Colombia's FARC guerillas have freed a captive soldier in an apparent goodwill gesture, hours before they start observing a unilateral ceasefire.
Colombians who have endured a half-century of bloodshed hope the truce will invigorate a slow-moving peace process, lead to a bilateral ceasefire with the government, and eventually end the war.
It is the last guerilla conflict in Latin America, with 220,000 killed and more than six million people forced from their homes.
The Revolutionary Armed Forces of Colombia announced the month-long truce on July 8, saying it would begin at midnight on Sunday (local time).
With hours to go before the ceasefire, the FARC issued a statement saying its forces should refrain from operations against government forces, and public or private infrastructure.

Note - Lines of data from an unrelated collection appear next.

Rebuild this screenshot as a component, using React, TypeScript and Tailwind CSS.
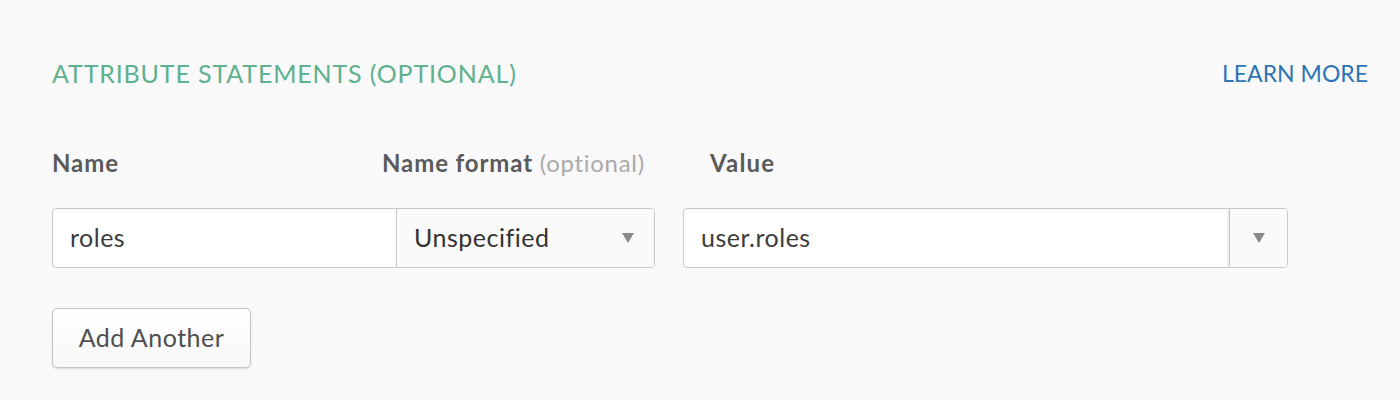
import React from "react";

const font = { fontFamily: '"Lato", "Open Sans", sans-serif' };

function Caret() {
  return (
    <svg width="12" height="10" viewBox="0 0 12 10" className="fill-[#8a8a8a]">
      <path d="M0 0 L12 0 L6 10 Z" />
    </svg>
  );
}

export default function App() {
  return (
    <div className="w-[1400px] h-[400px] bg-[#f9f9f9] text-[#555] overflow-hidden" style={font}>
      <div className="pl-[52px] pr-[32px] pt-[58px]">
        <div className="flex items-center justify-between">
          <div className="text-[25px] text-[#5db18e] tracking-[0.85px] leading-[30px]">ATTRIBUTE STATEMENTS (OPTIONAL)</div>
          <a className="text-[23px] text-[#2d74b4] leading-[30px]">LEARN MORE</a>
        </div>
        <div className="flex mt-[60px] text-[24px] leading-[30px]">
          <div className="w-[330px] font-bold text-[#5a5a5a] tracking-[0.9px]">Name</div>
          <div className="w-[328px] font-bold text-[#5a5a5a] tracking-[0.9px]">
            Name format <span className="font-normal text-[#aaa] tracking-[0.7px]">(optional)</span>
          </div>
          <div className="font-bold text-[#5a5a5a] tracking-[1.2px]">Value</div>
        </div>
        <div className="flex mt-[30px] h-[60px] text-[25px] tracking-[0.5px]">
          <div className="flex w-[603px] rounded-[4px] border border-[#c8c8c8] bg-white overflow-hidden">
            <div className="w-[344px] flex items-center pl-[17px] text-[#3c3c3c] border-r border-[#c8c8c8]">roles</div>
            <div className="flex-1 flex items-center justify-between pl-[17px] pr-[20px] bg-[#fafafa] text-[#333]">
              <span>Unspecified</span>
              <Caret />
            </div>
          </div>
          <div className="ml-[28px] flex w-[605px] rounded-[4px] border border-[#c8c8c8] bg-white overflow-hidden">
            <div className="flex-1 flex items-center pl-[17px] text-[#3c3c3c]">user.roles</div>
            <div className="w-[58px] flex items-center justify-center border-l border-[#c8c8c8] bg-[#fafafa] shadow-[-1px_0_2px_rgba(0,0,0,0.12)]">
              <Caret />
            </div>
          </div>
        </div>
        <button className="mt-[40px] w-[199px] h-[60px] rounded-[5px] border border-[#c4c4c4] bg-gradient-to-b from-white to-[#f7f7f7] shadow-[0_1px_2px_rgba(0,0,0,0.12)] text-[25px] tracking-[0.5px] text-[#4e4e4e]">
          Add Another
        </button>
      </div>
    </div>
  );
}
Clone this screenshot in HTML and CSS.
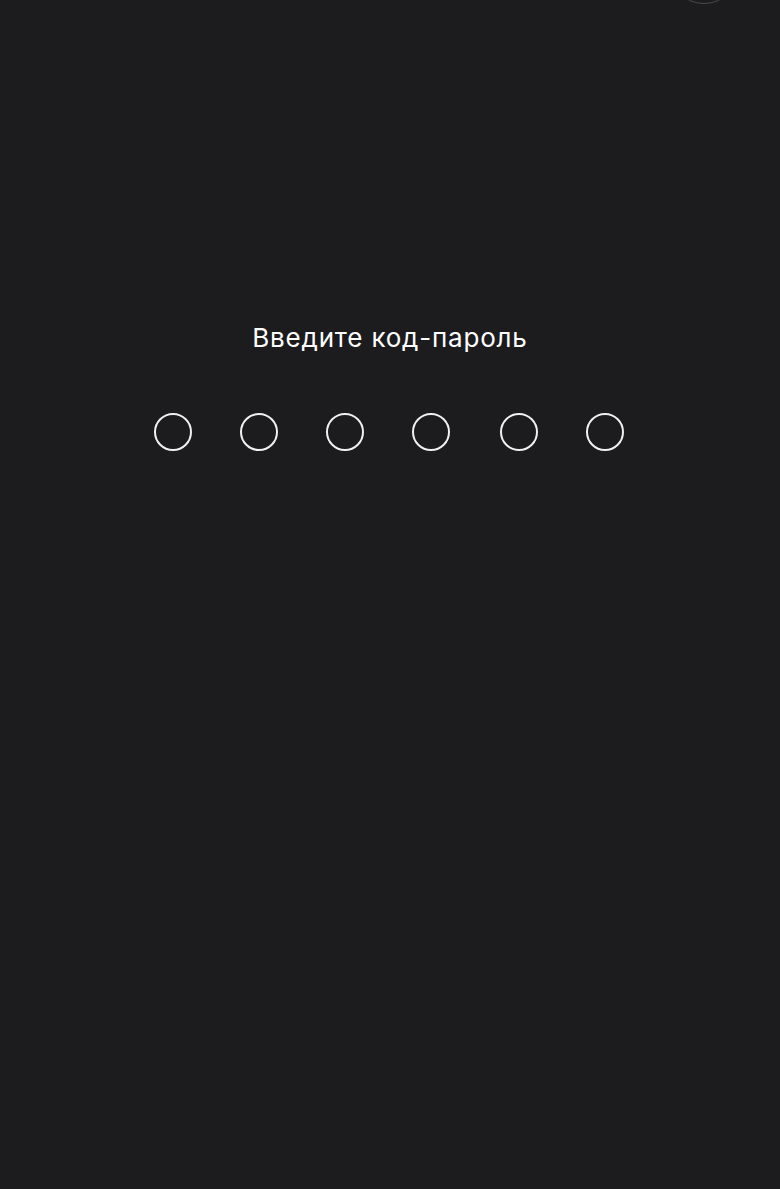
FILE: index.html
```html
<!DOCTYPE html>
<html lang="ru">
<head>
<meta charset="utf-8">
<link rel="stylesheet" href="styles.css">
</head>
<body>
<div class="screen">
  <div class="corner-ring"></div>
  <div class="content">
    <div class="title">Введите код-пароль</div>
    <div class="dots">
      <span class="dot"></span>
      <span class="dot"></span>
      <span class="dot"></span>
      <span class="dot dot-wide"></span>
      <span class="dot"></span>
      <span class="dot"></span>
    </div>
  </div>
</div>
</body>
</html>
```
FILE: styles.css
```css
html, body {
  margin: 0;
  padding: 0;
  background: #1c1c1e;
}
.screen {
  position: relative;
  width: 780px;
  height: 1189px;
  overflow: hidden;
  background: #1c1c1e;
  font-family: Inter, "Noto Sans", sans-serif;
}
.corner-ring {
  position: absolute;
  left: 669px;
  top: -66px;
  width: 70px;
  height: 70px;
  border-radius: 50%;
  border: 1.5px solid #4a4a4c;
  box-sizing: border-box;
}
.content {
  display: flex;
  flex-direction: column;
  align-items: center;
  padding-top: 320px;
}
.title {
  color: #ffffff;
  font-size: 26px;
  line-height: 36px;
  letter-spacing: 0.8px;
}
.dots {
  display: flex;
  gap: 48px;
  margin-top: 57px;
  margin-left: -2px;
}
.dot {
  width: 38px;
  height: 38px;
  border-radius: 50%;
  border: 2.5px solid #f0f0f0;
  box-sizing: border-box;
}
.dot-wide {
  margin-right: 2px;
}
```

But in a sign of how fragile the peace process is, the statement said no FARC unit "is obliged to let itself be hit by enemy forces, and will have every right to exercise legitimate defence if attacked".
The FARC also announced the release of a soldier captured nearly two weeks ago during fighting in the south of the country.
The government said he is in good physical condition.
Fitful peace talks have been taking place since 2012 in Havana, but fighting has continued and even intensified this year.
Colombian President Juan Manuel Santos has pledged to negotiate for four more months and then decide whether to continue, but says the truce could be the rebels' last chance.
If they do not live up to the ceasefire, and there is no progress on what kind of punishment would be applied to the rebels under an accord, the peace process will fall apart for good, Santos has said.